Goal of the exercise:
Below is some material; set it all down exactly, apart from the pictures.

Dataset excerpt:
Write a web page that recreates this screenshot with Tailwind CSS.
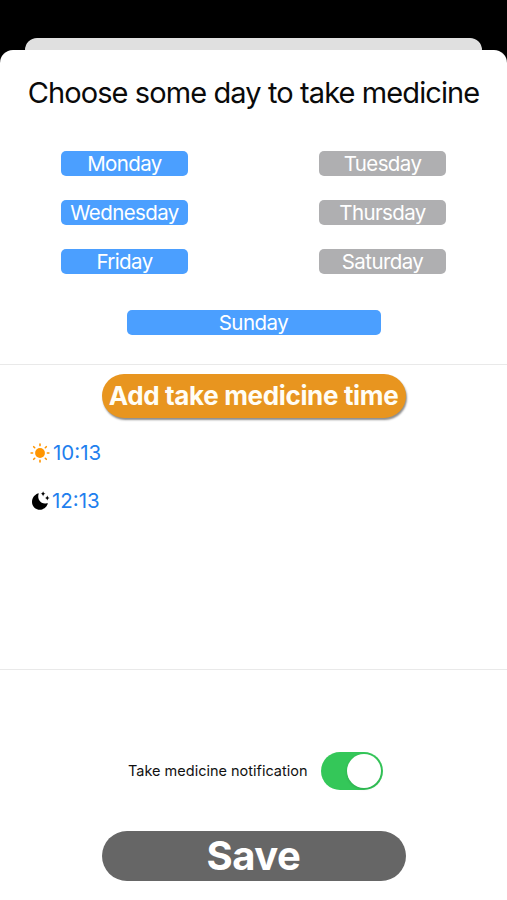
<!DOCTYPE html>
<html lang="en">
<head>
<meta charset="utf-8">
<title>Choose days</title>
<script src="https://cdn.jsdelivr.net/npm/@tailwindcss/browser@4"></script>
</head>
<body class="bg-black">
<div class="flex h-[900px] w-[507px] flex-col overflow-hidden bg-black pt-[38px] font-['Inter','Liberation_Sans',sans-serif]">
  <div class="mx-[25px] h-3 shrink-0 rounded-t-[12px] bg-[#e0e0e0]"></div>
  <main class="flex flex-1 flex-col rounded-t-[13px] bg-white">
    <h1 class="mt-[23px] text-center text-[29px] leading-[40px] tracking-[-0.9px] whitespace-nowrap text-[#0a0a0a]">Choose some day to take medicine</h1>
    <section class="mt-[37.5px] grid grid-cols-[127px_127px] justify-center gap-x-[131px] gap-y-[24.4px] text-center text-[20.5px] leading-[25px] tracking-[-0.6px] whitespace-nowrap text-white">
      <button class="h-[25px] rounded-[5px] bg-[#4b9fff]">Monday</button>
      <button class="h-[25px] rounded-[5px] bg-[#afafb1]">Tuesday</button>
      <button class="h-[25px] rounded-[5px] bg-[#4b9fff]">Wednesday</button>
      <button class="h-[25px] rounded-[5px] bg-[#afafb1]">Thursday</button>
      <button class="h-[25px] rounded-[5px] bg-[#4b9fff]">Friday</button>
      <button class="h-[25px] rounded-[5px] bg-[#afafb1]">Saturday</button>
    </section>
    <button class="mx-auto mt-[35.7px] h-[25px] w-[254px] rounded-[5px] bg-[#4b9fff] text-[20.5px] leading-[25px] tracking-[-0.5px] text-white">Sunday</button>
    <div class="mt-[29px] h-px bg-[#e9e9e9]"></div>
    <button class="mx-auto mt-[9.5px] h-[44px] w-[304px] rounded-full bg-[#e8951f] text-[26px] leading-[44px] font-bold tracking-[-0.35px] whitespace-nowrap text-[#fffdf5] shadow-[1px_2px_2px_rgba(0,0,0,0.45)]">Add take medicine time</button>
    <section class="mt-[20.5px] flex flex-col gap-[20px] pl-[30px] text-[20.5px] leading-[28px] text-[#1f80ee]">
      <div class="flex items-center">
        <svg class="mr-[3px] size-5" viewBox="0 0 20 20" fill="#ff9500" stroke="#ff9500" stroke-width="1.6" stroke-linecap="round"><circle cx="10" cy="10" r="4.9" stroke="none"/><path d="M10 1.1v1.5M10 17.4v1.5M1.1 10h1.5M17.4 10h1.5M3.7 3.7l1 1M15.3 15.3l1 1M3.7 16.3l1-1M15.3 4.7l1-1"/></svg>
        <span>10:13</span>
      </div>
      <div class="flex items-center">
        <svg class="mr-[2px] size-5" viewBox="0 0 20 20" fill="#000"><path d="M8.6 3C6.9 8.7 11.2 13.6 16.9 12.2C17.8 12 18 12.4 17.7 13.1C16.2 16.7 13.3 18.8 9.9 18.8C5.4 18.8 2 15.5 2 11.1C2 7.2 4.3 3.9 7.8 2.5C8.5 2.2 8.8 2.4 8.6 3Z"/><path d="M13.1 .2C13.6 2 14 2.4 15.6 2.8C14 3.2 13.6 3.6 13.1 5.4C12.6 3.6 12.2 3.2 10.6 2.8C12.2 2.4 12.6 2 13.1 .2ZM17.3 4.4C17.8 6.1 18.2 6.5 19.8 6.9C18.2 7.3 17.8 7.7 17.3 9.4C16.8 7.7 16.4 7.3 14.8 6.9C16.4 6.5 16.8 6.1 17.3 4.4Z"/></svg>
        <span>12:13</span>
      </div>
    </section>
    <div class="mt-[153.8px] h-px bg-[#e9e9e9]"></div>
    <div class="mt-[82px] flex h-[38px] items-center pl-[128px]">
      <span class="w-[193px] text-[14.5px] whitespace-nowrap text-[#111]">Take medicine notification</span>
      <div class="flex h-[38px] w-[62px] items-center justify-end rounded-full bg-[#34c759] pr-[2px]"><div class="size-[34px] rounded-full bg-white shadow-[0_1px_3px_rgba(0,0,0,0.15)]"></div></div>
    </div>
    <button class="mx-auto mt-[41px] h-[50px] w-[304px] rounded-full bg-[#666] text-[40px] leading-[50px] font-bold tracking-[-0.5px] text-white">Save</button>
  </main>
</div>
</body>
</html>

Full output:
Write a web page that recreates this screenshot with Tailwind CSS.
<!DOCTYPE html>
<html lang="en">
<head>
<meta charset="utf-8">
<title>Choose days</title>
<script src="https://cdn.jsdelivr.net/npm/@tailwindcss/browser@4"></script>
</head>
<body class="bg-black">
<div class="flex h-[900px] w-[507px] flex-col overflow-hidden bg-black pt-[38px] font-['Inter','Liberation_Sans',sans-serif]">
  <div class="mx-[25px] h-3 shrink-0 rounded-t-[12px] bg-[#e0e0e0]"></div>
  <main class="flex flex-1 flex-col rounded-t-[13px] bg-white">
    <h1 class="mt-[23px] text-center text-[29px] leading-[40px] tracking-[-0.9px] whitespace-nowrap text-[#0a0a0a]">Choose some day to take medicine</h1>
    <section class="mt-[37.5px] grid grid-cols-[127px_127px] justify-center gap-x-[131px] gap-y-[24.4px] text-center text-[20.5px] leading-[25px] tracking-[-0.6px] whitespace-nowrap text-white">
      <button class="h-[25px] rounded-[5px] bg-[#4b9fff]">Monday</button>
      <button class="h-[25px] rounded-[5px] bg-[#afafb1]">Tuesday</button>
      <button class="h-[25px] rounded-[5px] bg-[#4b9fff]">Wednesday</button>
      <button class="h-[25px] rounded-[5px] bg-[#afafb1]">Thursday</button>
      <button class="h-[25px] rounded-[5px] bg-[#4b9fff]">Friday</button>
      <button class="h-[25px] rounded-[5px] bg-[#afafb1]">Saturday</button>
    </section>
    <button class="mx-auto mt-[35.7px] h-[25px] w-[254px] rounded-[5px] bg-[#4b9fff] text-[20.5px] leading-[25px] tracking-[-0.5px] text-white">Sunday</button>
    <div class="mt-[29px] h-px bg-[#e9e9e9]"></div>
    <button class="mx-auto mt-[9.5px] h-[44px] w-[304px] rounded-full bg-[#e8951f] text-[26px] leading-[44px] font-bold tracking-[-0.35px] whitespace-nowrap text-[#fffdf5] shadow-[1px_2px_2px_rgba(0,0,0,0.45)]">Add take medicine time</button>
    <section class="mt-[20.5px] flex flex-col gap-[20px] pl-[30px] text-[20.5px] leading-[28px] text-[#1f80ee]">
      <div class="flex items-center">
        <svg class="mr-[3px] size-5" viewBox="0 0 20 20" fill="#ff9500" stroke="#ff9500" stroke-width="1.6" stroke-linecap="round"><circle cx="10" cy="10" r="4.9" stroke="none"/><path d="M10 1.1v1.5M10 17.4v1.5M1.1 10h1.5M17.4 10h1.5M3.7 3.7l1 1M15.3 15.3l1 1M3.7 16.3l1-1M15.3 4.7l1-1"/></svg>
        <span>10:13</span>
      </div>
      <div class="flex items-center">
        <svg class="mr-[2px] size-5" viewBox="0 0 20 20" fill="#000"><path d="M8.6 3C6.9 8.7 11.2 13.6 16.9 12.2C17.8 12 18 12.4 17.7 13.1C16.2 16.7 13.3 18.8 9.9 18.8C5.4 18.8 2 15.5 2 11.1C2 7.2 4.3 3.9 7.8 2.5C8.5 2.2 8.8 2.4 8.6 3Z"/><path d="M13.1 .2C13.6 2 14 2.4 15.6 2.8C14 3.2 13.6 3.6 13.1 5.4C12.6 3.6 12.2 3.2 10.6 2.8C12.2 2.4 12.6 2 13.1 .2ZM17.3 4.4C17.8 6.1 18.2 6.5 19.8 6.9C18.2 7.3 17.8 7.7 17.3 9.4C16.8 7.7 16.4 7.3 14.8 6.9C16.4 6.5 16.8 6.1 17.3 4.4Z"/></svg>
        <span>12:13</span>
      </div>
    </section>
    <div class="mt-[153.8px] h-px bg-[#e9e9e9]"></div>
    <div class="mt-[82px] flex h-[38px] items-center pl-[128px]">
      <span class="w-[193px] text-[14.5px] whitespace-nowrap text-[#111]">Take medicine notification</span>
      <div class="flex h-[38px] w-[62px] items-center justify-end rounded-full bg-[#34c759] pr-[2px]"><div class="size-[34px] rounded-full bg-white shadow-[0_1px_3px_rgba(0,0,0,0.15)]"></div></div>
    </div>
    <button class="mx-auto mt-[41px] h-[50px] w-[304px] rounded-full bg-[#666] text-[40px] leading-[50px] font-bold tracking-[-0.5px] text-white">Save</button>
  </main>
</div>
</body>
</html>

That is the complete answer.